Small Business Lending Fund Terms and Application Process

Corporate / Financial Institutions Alert

January 5, 2011
Corporate / Financial Institutions Alert

On September 22, 2010, President Obama signed into law the Small Business Jobs Act of 2010, a new package of small business incentives. Part of these new incentives included the creation of a capital program, administered by the U.S. Department of the Treasury (the Treasury), to provide up to $30 billion of capital funds to eligible community banks in order to promote lending to small businesses—the Small Business Lending Fund (SBLF).

On December 22, 2010, the Treasury issued guidelines setting forth the terms, conditions and process for the submission of applications by qualified banks and bank holding companies to obtain access to the SBLF funds.

All applications should be filed with the Treasury as soon as possible. While capital funding from the SBLF will be available though September 27, 2011, the Treasury has specifically indicated that all applications should be filed no later than March 31, 2011. The Treasury will make a determination, after consulting with the applicant’s primary federal/state regulator, whether to accept the application. 

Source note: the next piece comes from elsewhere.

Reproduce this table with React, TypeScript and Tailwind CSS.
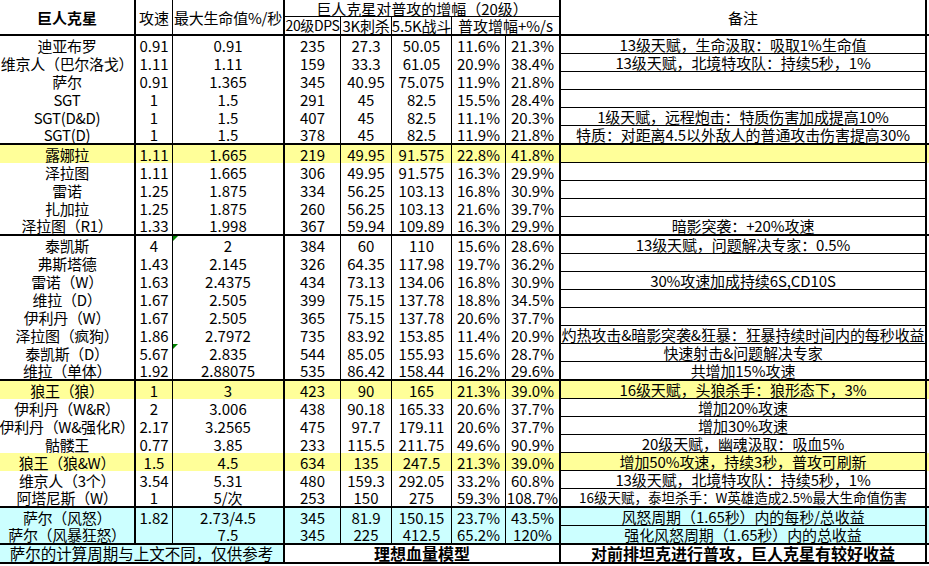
import React from 'react';

type Row = {
  name: string;
  v: string[];
  note?: string;
  bg?: 'y' | 'c';
  end?: boolean;
  small?: boolean;
  mark?: boolean;
};

const rows: Row[] = [
  { name: '迪亚布罗', v: ['0.91', '0.91', '235', '27.3', '50.05', '11.6%', '21.3%'], note: '13级天赋，生命汲取：吸取1%生命值' },
  { name: '维京人（巴尔洛戈）', v: ['1.11', '1.11', '159', '33.3', '61.05', '20.9%', '38.4%'], note: '13级天赋，北境特攻队：持续5秒，1%' },
  { name: '萨尔', v: ['0.91', '1.365', '345', '40.95', '75.075', '11.9%', '21.8%'] },
  { name: 'SGT', v: ['1', '1.5', '291', '45', '82.5', '15.5%', '28.4%'] },
  { name: 'SGT(D&D)', v: ['1', '1.5', '407', '45', '82.5', '11.1%', '20.3%'], note: '1级天赋，远程炮击：特质伤害加成提高10%' },
  { name: 'SGT(D)', v: ['1', '1.5', '378', '45', '82.5', '11.9%', '21.8%'], note: '特质：对距离4.5以外敌人的普通攻击伤害提高30%', end: true },
  { name: '露娜拉', v: ['1.11', '1.665', '219', '49.95', '91.575', '22.8%', '41.8%'], bg: 'y' },
  { name: '泽拉图', v: ['1.11', '1.665', '306', '49.95', '91.575', '16.3%', '29.9%'] },
  { name: '雷诺', v: ['1.25', '1.875', '334', '56.25', '103.13', '16.8%', '30.9%'] },
  { name: '扎加拉', v: ['1.25', '1.875', '260', '56.25', '103.13', '21.6%', '39.7%'] },
  { name: '泽拉图（R1）', v: ['1.33', '1.998', '367', '59.94', '109.89', '16.3%', '29.9%'], note: '暗影突袭：+20%攻速', end: true },
  { name: '泰凯斯', v: ['4', '2', '384', '60', '110', '15.6%', '28.6%'], note: '13级天赋，问题解决专家：0.5%', mark: true },
  { name: '弗斯塔德', v: ['1.43', '2.145', '326', '64.35', '117.98', '19.7%', '36.2%'] },
  { name: '雷诺（W）', v: ['1.63', '2.4375', '434', '73.13', '134.06', '16.8%', '30.9%'], note: '30%攻速加成持续6S,CD10S' },
  { name: '维拉（D）', v: ['1.67', '2.505', '399', '75.15', '137.78', '18.8%', '34.5%'] },
  { name: '伊利丹（W）', v: ['1.67', '2.505', '365', '75.15', '137.78', '20.6%', '37.7%'] },
  { name: '泽拉图（疯狗）', v: ['1.86', '2.7972', '735', '83.92', '153.85', '11.4%', '20.9%'], note: '灼热攻击&暗影突袭&狂暴：狂暴持续时间内的每秒收益' },
  { name: '泰凯斯（D）', v: ['5.67', '2.835', '544', '85.05', '155.93', '15.6%', '28.7%'], note: '快速射击&问题解决专家', mark: true },
  { name: '维拉（单体）', v: ['1.92', '2.88075', '535', '86.42', '158.44', '16.2%', '29.6%'], note: '共增加15%攻速', end: true },
  { name: '狼王（狼）', v: ['1', '3', '423', '90', '165', '21.3%', '39.0%'], note: '16级天赋，头狼杀手：狼形态下，3%', bg: 'y' },
  { name: '伊利丹（W&R）', v: ['2', '3.006', '438', '90.18', '165.33', '20.6%', '37.7%'], note: '增加20%攻速' },
  { name: '伊利丹（W&强化R）', v: ['2.17', '3.2565', '475', '97.7', '179.11', '20.6%', '37.7%'], note: '增加30%攻速' },
  { name: '骷髅王', v: ['0.77', '3.85', '233', '115.5', '211.75', '49.6%', '90.9%'], note: '20级天赋，幽魂汲取：吸血5%' },
  { name: '狼王（狼&W）', v: ['1.5', '4.5', '634', '135', '247.5', '21.3%', '39.0%'], note: '增加50%攻速，持续3秒，普攻可刷新', bg: 'y' },
  { name: '维京人（3个）', v: ['3.54', '5.31', '480', '159.3', '292.05', '33.2%', '60.8%'], note: '13级天赋，北境特攻队：持续5秒，1%' },
  { name: '阿塔尼斯（W）', v: ['1', '5/次', '253', '150', '275', '59.3%', '108.7%'], note: '16级天赋，泰坦杀手：W英雄造成2.5%最大生命值伤害', small: true, end: true },
  { name: '萨尔（风怒）', v: ['1.82', '2.73/4.5', '345', '81.9', '150.15', '23.7%', '43.5%'], note: '风怒周期（1.65秒）内的每秒/总收益', bg: 'c' },
  { name: '萨尔（风暴狂怒）', v: ['', '7.5', '345', '225', '412.5', '65.2%', '120%'], note: '强化风怒周期（1.65秒）内的总收益', bg: 'c', end: true },
];

// widths include each cell's right border
const valCols = [
  'w-[37px] border-r',
  'w-[112px] border-r-2',
  'w-[56px] border-r',
  'w-[51px] border-r',
  'w-[60px] border-r',
  'w-[54px] border-r',
  'w-[55px] border-r-2',
];

const cell = 'flex items-center justify-center whitespace-nowrap border-black shrink-0 leading-[15px]';

const DataRow = ({ row }: { row: Row }) => {
  const bg = row.bg === 'y' ? 'bg-[#ffff99]' : row.bg === 'c' ? 'bg-[#ccffff]' : 'bg-white';
  return (
    <div className={`flex border-black ${row.end ? 'h-[19px] border-b-2' : 'h-[18px]'} ${bg}`}>
      <div className={`${cell} w-[136px] border-r-2 tracking-[-0.3px]`}>{row.name}</div>
      {row.v.map((v, i) => (
        <div key={i} className={`${cell} ${valCols[i]} relative`}>
          {row.mark && i === 1 && (
            <span className="absolute left-0 top-0 w-0 h-0 border-t-[5px] border-r-[5px] border-t-[#008000] border-r-transparent" />
          )}
          {v}
        </div>
      ))}
      <div
        className={`${cell} w-[366px] border-r-2 ${row.end ? '' : 'border-b'} ${
          row.small ? 'text-[13.5px]' : 'tracking-[-0.1px]'
        }`}
      >
        {row.note}
      </div>
    </div>
  );
};

export default function App() {
  return (
    <div className="w-[929px] h-[566px] overflow-hidden bg-white text-black text-[15px] font-['Noto_Sans_CJK_SC',sans-serif]">
      {/* Header */}
      <div className="flex h-[36px] border-b-2 border-black">
        <div className={`${cell} w-[136px] border-r-2 font-bold`}>巨人克星</div>
        <div className={`${cell} w-[37px] border-r`}>攻速</div>
        <div className={`${cell} w-[112px] border-r-2 tracking-[-0.2px]`}>最大生命值%/秒</div>
        <div className="flex flex-col w-[276px] shrink-0 border-r-2 border-black">
          <div className={`${cell} h-[17px] border-b pt-[1px]`}>巨人克星对普攻的增幅（20级）</div>
          <div className="flex flex-1">
            <div className={`${cell} w-[56px] border-r text-[14px] tracking-[-0.4px]`}>20级DPS</div>
            <div className={`${cell} w-[51px] border-r tracking-[-0.2px]`}>3K刺杀</div>
            <div className={`${cell} w-[60px] border-r tracking-[-0.2px]`}>5.5K战斗</div>
            <div className={`${cell} flex-1`}>普攻增幅+%/s</div>
          </div>
        </div>
        <div className={`${cell} w-[366px] border-r-2`}>备注</div>
      </div>

      {rows.map((r) => (
        <DataRow key={r.name} row={r} />
      ))}

      {/* Footer */}
      <div className="flex h-[19px] border-b-2 border-black">
        <div className={`${cell} w-[285px] border-r-2 bg-[#ccffff] text-[15.5px]`}>萨尔的计算周期与上文不同，仅供参考</div>
        <div className={`${cell} w-[276px] border-r-2 font-bold text-[16px]`}>理想血量模型</div>
        <div className={`${cell} w-[366px] border-r-2 font-bold text-[16px]`}>对前排坦克进行普攻，巨人克星有较好收益</div>
      </div>
    </div>
  );
}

As discussed in greater detail below, the Treasury may condition acceptance of an application on the additional requirement that an applicant raise matching capital from private sources. Even if an application is accepted by the Treasury for inclusion in the SBLF, there is no requirement that the applicant actually complete or accept the funds from the program. The SBLF application can be withdrawn at any time by a bank or bank holding company prior to actual funding by the Treasury. 

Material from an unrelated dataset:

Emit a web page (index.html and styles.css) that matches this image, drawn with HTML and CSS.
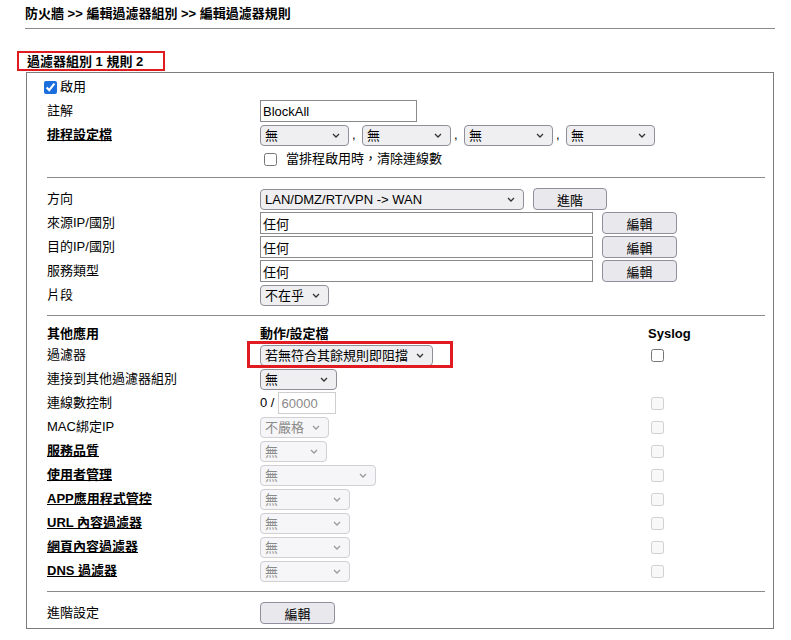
FILE: index.html
```html
<!DOCTYPE html>
<html lang="zh-Hant">
<head>
<meta charset="utf-8">
<title>編輯過濾器規則</title>
<link rel="stylesheet" href="styles.css">
</head>
<body>
<div class="page">
  <div class="crumb">防火牆 &gt;&gt; 編輯過濾器組別 &gt;&gt; 編輯過濾器規則</div>
  <div class="rule-head"><span class="title mark">過濾器組別 1 規則 2</span></div>
  <div class="box">
    <div class="row">
      <label class="chk-label enable"><input type="checkbox" class="chk" checked>啟用</label>
    </div>
    <div class="row">
      <span class="lbl">註解</span>
      <div class="ctl"><input type="text" class="txt w-note" value="BlockAll"></div>
    </div>
    <div class="row">
      <a class="lbl link">排程設定檔</a>
      <div class="ctl sched">
        <select class="sel w-sched"><option>無</option></select><span class="comma">,</span>
        <select class="sel w-sched"><option>無</option></select><span class="comma">,</span>
        <select class="sel w-sched"><option>無</option></select><span class="comma">,</span>
        <select class="sel w-sched"><option>無</option></select>
      </div>
    </div>
    <div class="row">
      <span class="lbl"></span>
      <label class="ctl chk-label clear"><input type="checkbox" class="chk">當排程啟用時，清除連線數</label>
    </div>

    <div class="sep first"></div>

    <div class="row">
      <span class="lbl">方向</span>
      <div class="ctl"><select class="sel w-dir"><option>LAN/DMZ/RT/VPN -&gt; WAN</option></select><button class="btn w-adv">進階</button></div>
    </div>
    <div class="row">
      <span class="lbl">來源IP/國別</span>
      <div class="ctl"><input type="text" class="txt w-addr" value="任何"><button class="btn w-edit">編輯</button></div>
    </div>
    <div class="row">
      <span class="lbl">目的IP/國別</span>
      <div class="ctl"><input type="text" class="txt w-addr" value="任何"><button class="btn w-edit">編輯</button></div>
    </div>
    <div class="row">
      <span class="lbl">服務類型</span>
      <div class="ctl"><input type="text" class="txt w-addr" value="任何"><button class="btn w-edit">編輯</button></div>
    </div>
    <div class="row">
      <span class="lbl">片段</span>
      <div class="ctl"><select class="sel w-frag"><option>不在乎</option></select></div>
    </div>

    <div class="sep"></div>

    <div class="row head">
      <span class="lbl bold">其他應用</span>
      <span class="ctl bold">動作/設定檔</span>
      <span class="bold">Syslog</span>
    </div>
    <div class="row">
      <span class="lbl">過濾器</span>
      <div class="ctl"><span class="mark-sel"><select class="sel w-filter"><option>若無符合其餘規則即阻擋</option></select></span></div>
      <input type="checkbox" class="chk syslog">
    </div>
    <div class="row">
      <span class="lbl">連接到其他過濾器組別</span>
      <div class="ctl"><select class="sel w-link"><option>無</option></select></div>
    </div>
    <div class="row">
      <span class="lbl">連線數控制</span>
      <div class="ctl"><span class="count">0 /</span><input type="text" class="txt w-count" placeholder="60000" disabled></div>
      <input type="checkbox" class="chk syslog" disabled>
    </div>
    <div class="row">
      <span class="lbl">MAC綁定IP</span>
      <div class="ctl"><select class="sel w-mac" disabled><option>不嚴格</option></select></div>
      <input type="checkbox" class="chk syslog" disabled>
    </div>
    <div class="row">
      <a class="lbl link">服務品質</a>
      <div class="ctl"><select class="sel w-qos" disabled><option>無</option></select></div>
      <input type="checkbox" class="chk syslog" disabled>
    </div>
    <div class="row">
      <a class="lbl link">使用者管理</a>
      <div class="ctl"><select class="sel w-user" disabled><option>無</option></select></div>
      <input type="checkbox" class="chk syslog" disabled>
    </div>
    <div class="row">
      <a class="lbl link">APP應用程式管控</a>
      <div class="ctl"><select class="sel w-app" disabled><option>無</option></select></div>
      <input type="checkbox" class="chk syslog" disabled>
    </div>
    <div class="row">
      <a class="lbl link">URL 內容過濾器</a>
      <div class="ctl"><select class="sel w-app" disabled><option>無</option></select></div>
      <input type="checkbox" class="chk syslog" disabled>
    </div>
    <div class="row">
      <a class="lbl link">網頁內容過濾器</a>
      <div class="ctl"><select class="sel w-app" disabled><option>無</option></select></div>
      <input type="checkbox" class="chk syslog" disabled>
    </div>
    <div class="row">
      <a class="lbl link">DNS 過濾器</a>
      <div class="ctl"><select class="sel w-app" disabled><option>無</option></select></div>
      <input type="checkbox" class="chk syslog" disabled>
    </div>

    <div class="sep"></div>

    <div class="row">
      <span class="lbl">進階設定</span>
      <div class="ctl"><button class="btn w-edit">編輯</button></div>
    </div>
  </div>
</div>
</body>
</html>
```

FILE: styles.css
```css
html, body {
  margin: 0;
  padding: 0;
  background: #ffffff;
}

body {
  font-family: "Liberation Sans", "Noto Sans CJK TC", sans-serif;
  font-size: 13px;
  line-height: 16px;
  color: #000000;
}

.page {
  width: 750px;
  padding-left: 25px;
}

.crumb {
  margin-top: 6px;
  padding-bottom: 6px;
  font-weight: bold;
  border-bottom: 1px solid #8a8a8a;
}

.rule-head {
  margin-top: 25px;
  padding-left: 2px;
}

.title {
  font-weight: bold;
  display: inline-block;
}

.mark {
  position: relative;
}

.mark::after {
  content: "";
  position: absolute;
  left: -10px;
  top: -3px;
  right: -22px;
  bottom: -1px;
  border: 2.5px solid #e11b22;
}

.box {
  margin: 2px 1px 0 1px;
  border: 1px solid #7c7c7c;
  padding: 2px 8px 3px 20px;
}

.row {
  display: grid;
  grid-template-columns: 213px 388px auto;
  align-items: center;
  height: 24px;
}

.row.head {
  height: 18px;
}

.lbl {
  color: #000000;
}

.link {
  font-weight: bold;
  text-decoration: underline;
}

.bold {
  font-weight: bold;
}

.ctl {
  display: flex;
  align-items: center;
  white-space: nowrap;
  min-width: 0;
}

.ctl > * {
  flex-shrink: 0;
}

.sep {
  border-top: 1px solid #8a8a8a;
  margin: 8px 0 9px 0;
}

.sep.first {
  margin: 6px 0 9px 0;
}

/* checkboxes */
.chk {
  width: 13px;
  height: 13px;
  margin: 0;
  accent-color: #1a6fdd;
}

.chk-label {
  display: flex;
  align-items: center;
}

.enable {
  margin-left: -3px;
  grid-column: 1 / span 2;
}

.enable .chk {
  margin-right: 3px;
}

.clear .chk {
  margin-left: 4px;
  margin-right: 9px;
}

.syslog {
  margin-left: 3px;
}

/* text inputs */
.txt {
  box-sizing: border-box;
  height: 22px;
  margin: 0;
  padding: 0 2px;
  font-family: "Liberation Sans", "Noto Sans CJK TC", sans-serif;
  font-size: 13px;
  color: #000000;
  background: #ffffff;
  border: 1px solid #8a8a8a;
  border-radius: 0;
}

.txt:disabled {
  border-color: #cfcfcf;
  background: #ffffff;
}

.txt::placeholder {
  color: #8a8a8a;
}

.w-note { width: 157px; }
.w-addr { width: 333px; }
.w-count { width: 58px; }

.count {
  margin-right: 4px;
}

/* selects */
.sel {
  -webkit-appearance: none;
  appearance: none;
  box-sizing: border-box;
  height: 21px;
  margin: 0;
  padding: 0 18px 0 4px;
  font-family: "Liberation Sans", "Noto Sans CJK TC", sans-serif;
  font-size: 13px;
  color: #000000;
  background-color: #efeff2;
  background-image: url("data:image/svg+xml;utf8,<svg xmlns='http://www.w3.org/2000/svg' width='8' height='5' viewBox='0 0 8 5'><path d='M1 1 L4 4 L7 1' fill='none' stroke='%23333' stroke-width='1.3'/></svg>");
  background-repeat: no-repeat;
  background-position: right 8px center;
  border: 1px solid #8f8f9a;
  border-radius: 4px;
}

.sel:disabled {
  color: #8a8a8a;
  background-color: #f6f6f8;
  background-image: url("data:image/svg+xml;utf8,<svg xmlns='http://www.w3.org/2000/svg' width='8' height='5' viewBox='0 0 8 5'><path d='M1 1 L4 4 L7 1' fill='none' stroke='%23999' stroke-width='1.3'/></svg>");
  border-color: #cfcfd4;
  opacity: 1;
}

.w-sched { width: 89px; }
.w-dir { width: 264px; }
.w-frag { width: 69px; }
.w-filter { width: 173px; }
.w-link { width: 77px; }
.w-mac { width: 69px; }
.w-qos { width: 67px; }
.w-user { width: 116px; }
.w-app { width: 90px; }

.comma {
  width: 13px;
  padding-left: 3px;
  box-sizing: border-box;
}

.mark-sel {
  position: relative;
  display: inline-flex;
}

.mark-sel::after {
  content: "";
  position: absolute;
  left: -13px;
  top: -4px;
  right: -20px;
  bottom: -2px;
  border: 3px solid #e11b22;
}

/* buttons */
.btn {
  box-sizing: border-box;
  height: 22px;
  margin: 0 0 0 9px;
  padding: 0;
  font-family: "Liberation Sans", "Noto Sans CJK TC", sans-serif;
  font-size: 13px;
  color: #000000;
  background: #e9e9ed;
  border: 1px solid #8f8f9d;
  border-radius: 4px;
}

.w-adv { width: 74px; }
.w-edit { width: 75px; }

.row .ctl > .btn:first-child {
  margin-left: 0;
}
```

The current SBLF terms do not apply to mutual institutions, Subchapter S corporations or community development loan funds. Additional SBLF terms and conditions for these forms of financial institutions will be issued by the Treasury in the near future. 

The following memorandum discusses key terms and conditions that apply to eligible banks that wish to participate in the SBLF program.

Eligibility

For purposes of the SBLF, the Treasury has defined “community bank” and “bank” to include banks, thrifts and their parent holding companies that had less than $10 billion in consolidated assets as of the end of the fourth quarter of calendar year 2009. For any bank that is controlled by a bank holding company, the combined assets of the holding company will determine eligibility, and the bank holding company will be required to submit the SBLF application and supporting information. In addition to the $10 billion asset qualification ceiling, a bank or bank holding company will not be eligible if the bank or any bank holding company subsidiary bank currently or within the previous 90-day period has been identified as a “problem bank” by the Federal Deposit Insurance Corporation (FDIC). In general, an application by a bank (or a bank that owns a bank) that has a composite “4” or “5” CAMEL rating (or had such a rating within the preceding 90 days) will not be considered. 

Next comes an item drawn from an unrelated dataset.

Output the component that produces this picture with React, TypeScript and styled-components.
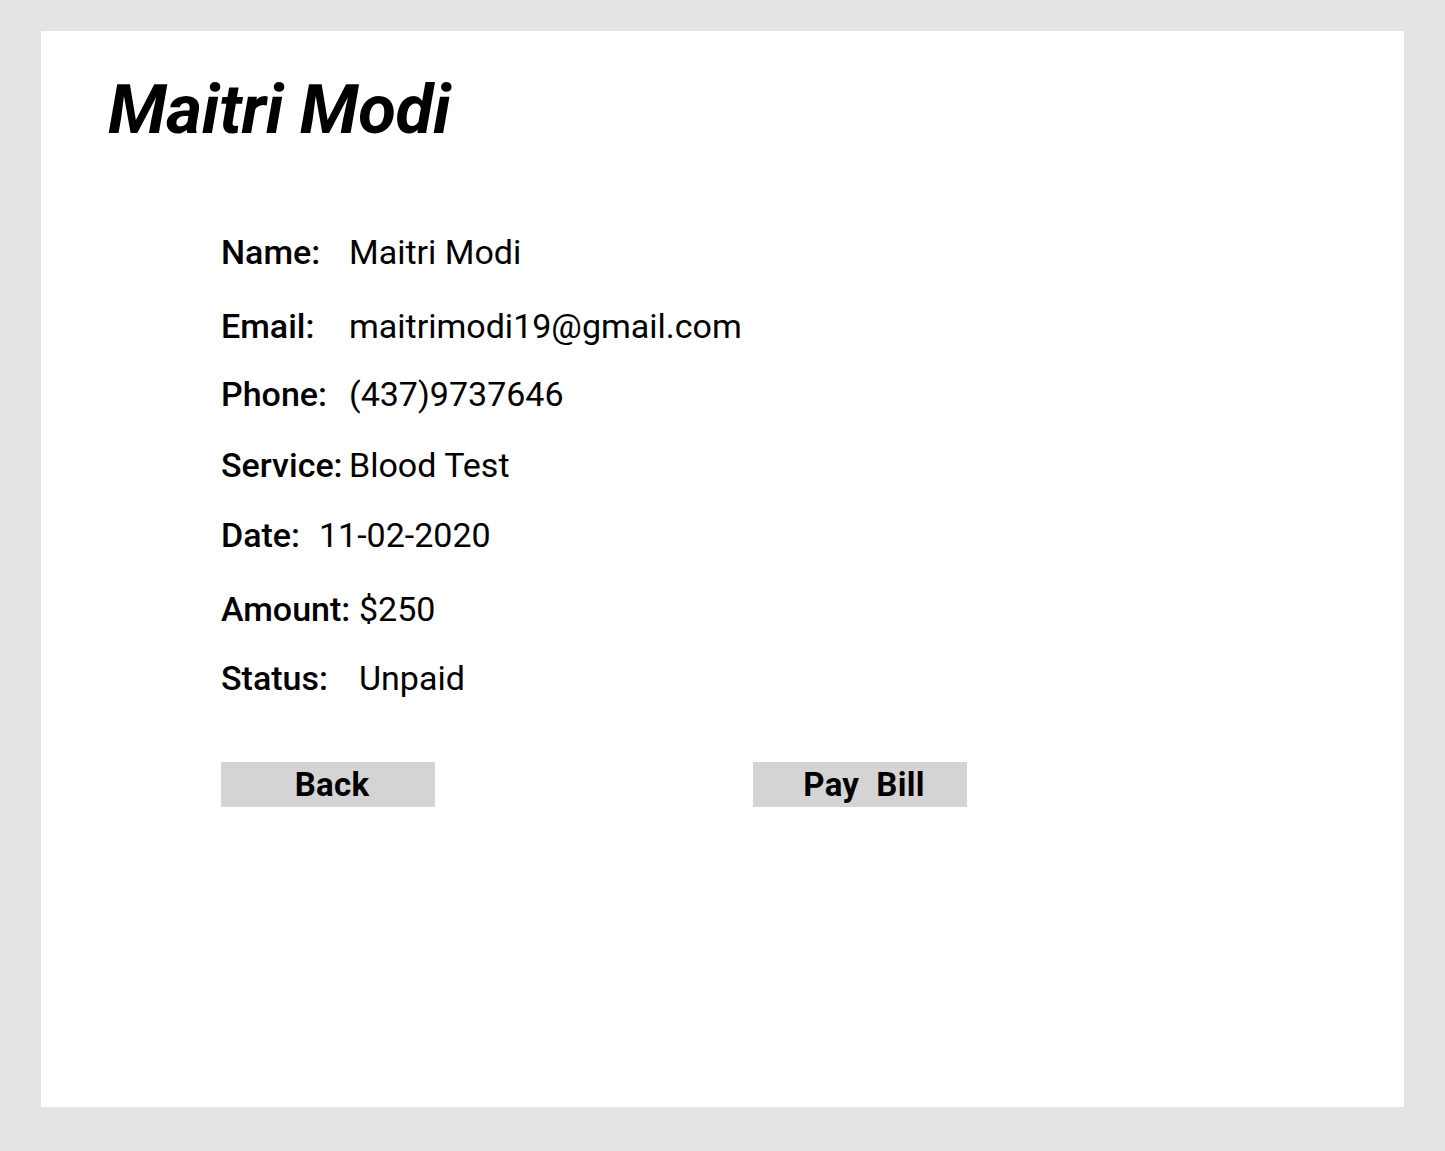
import React from "react";
import styled, { createGlobalStyle } from "styled-components";

const Global = createGlobalStyle`
  html, body {
    margin: 0;
    padding: 0;
    background: #e4e4e4;
    font-family: Roboto, "Liberation Sans", Arial, sans-serif;
    color: #000;
  }
`;

const Page = styled.div`
  padding: 31px 41px 44px 41px;
  box-sizing: border-box;
  min-height: 1151px;
`;

const Card = styled.main`
  background: #ffffff;
  height: 1076px;
  box-sizing: border-box;
  padding: 38px 0 0 67px;
  display: flex;
  flex-direction: column;
`;

const Title = styled.h1`
  margin: 0;
  font-size: 69px;
  line-height: 81px;
  font-weight: 700;
  font-style: italic;
  letter-spacing: -0.3px;
`;

const Details = styled.section`
  margin: 82px 0 0 113px;
  display: flex;
  flex-direction: column;
`;

const Row = styled.div<{ $gap: number; $labelWidth: number }>`
  display: grid;
  grid-template-columns: ${(p) => p.$labelWidth}px auto;
  margin-top: ${(p) => p.$gap}px;
  font-size: 34px;
  line-height: 40px;
  height: 40px;
  white-space: nowrap;
`;

const Label = styled.span`
  font-weight: 500;
`;

const Value = styled.span`
  font-weight: 400;
`;

const Actions = styled.div`
  display: flex;
  gap: 318px;
  margin-top: 64px;
`;

const Button = styled.button`
  width: 214px;
  height: 45px;
  border: none;
  background: #d4d4d4;
  font-family: Roboto, "Liberation Sans", Arial, sans-serif;
  font-size: 33px;
  font-weight: 700;
  letter-spacing: 0.3px;
  color: #000;
  padding: 0 0 0 8px;
  margin: 0;
  white-space: pre;
  line-height: 45px;
`;

const rows = [
  { label: "Name:", value: "Maitri Modi", gap: 0, w: 128 },
  { label: "Email:", value: "maitrimodi19@gmail.com", gap: 34, w: 128 },
  { label: "Phone:", value: "(437)9737646", gap: 28, w: 128 },
  { label: "Service:", value: "Blood Test", gap: 31, w: 128 },
  { label: "Date:", value: "11-02-2020", gap: 30, w: 98 },
  { label: "Amount:", value: "$250", gap: 34, w: 138 },
  { label: "Status:", value: "Unpaid", gap: 29, w: 138 },
];

export default function App() {
  return (
    <>
      <Global />
      <Page>
        <Card>
          <Title>Maitri Modi</Title>
          <Details>
            {rows.map((r) => (
              <Row key={r.label} $gap={r.gap} $labelWidth={r.w}>
                <Label>{r.label}</Label>
                <Value>{r.value}</Value>
              </Row>
            ))}
            <Actions>
              <Button>Back</Button>
              <Button>{"Pay  Bill"}</Button>
            </Actions>
          </Details>
        </Card>
      </Page>
    </>
  );
}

Eligibility Open to TARP CPP/CDCI Recipients

The SBLF is also available to banks and bank holding companies that are participants in the Treasury’s Capital Purchase Program (CPP) or Community Development Capital Incentive (CDCI). In order to participate in the SBLF, the bank or bank holding company will be required to either repay or refinance all outstanding CPP or CDCI securities. As a prerequisite to any refinancing of CPP or CDCI securities under the SBLF program, applicants must be current with dividend payments to the Treasury and must not previously have defaulted on more than one dividend payment. If the CPP or CDCI securities have not been fully repaid, the refinanced amount of CPP/CDCI securities will be deducted from the amount of capital otherwise available to the bank or bank holding company from the SBLF program. 

SBLF Funds—Available Amounts

The maximum amount of SBLF capital funds that are available is determined on a sliding scale that takes into consideration both the applicant’s total consolidated assets and the amount of risk-weighted assets as of the end of the fourth quarter of 2009. Eligible banks or bank holding companies with consolidated assets of less than $1 billion may apply for SBLF capital funds in an amount up to 5 percent of risk-weighted assets. Banks and bank holding companies with between $1 billion and $10 billion in consolidated assets are limited to SBLF capital funds of no more than 3 percent of risk-weighted assets. 

SBLF Funds—Tier I Capital
SBLF funds will be treated as Tier I capital and the Treasury will purchase senior perpetual noncumulative preferred stock (or an equivalent). The stock will pay a quarterly dividend on the first day of each quarter after closing of the SBLF capital program funding.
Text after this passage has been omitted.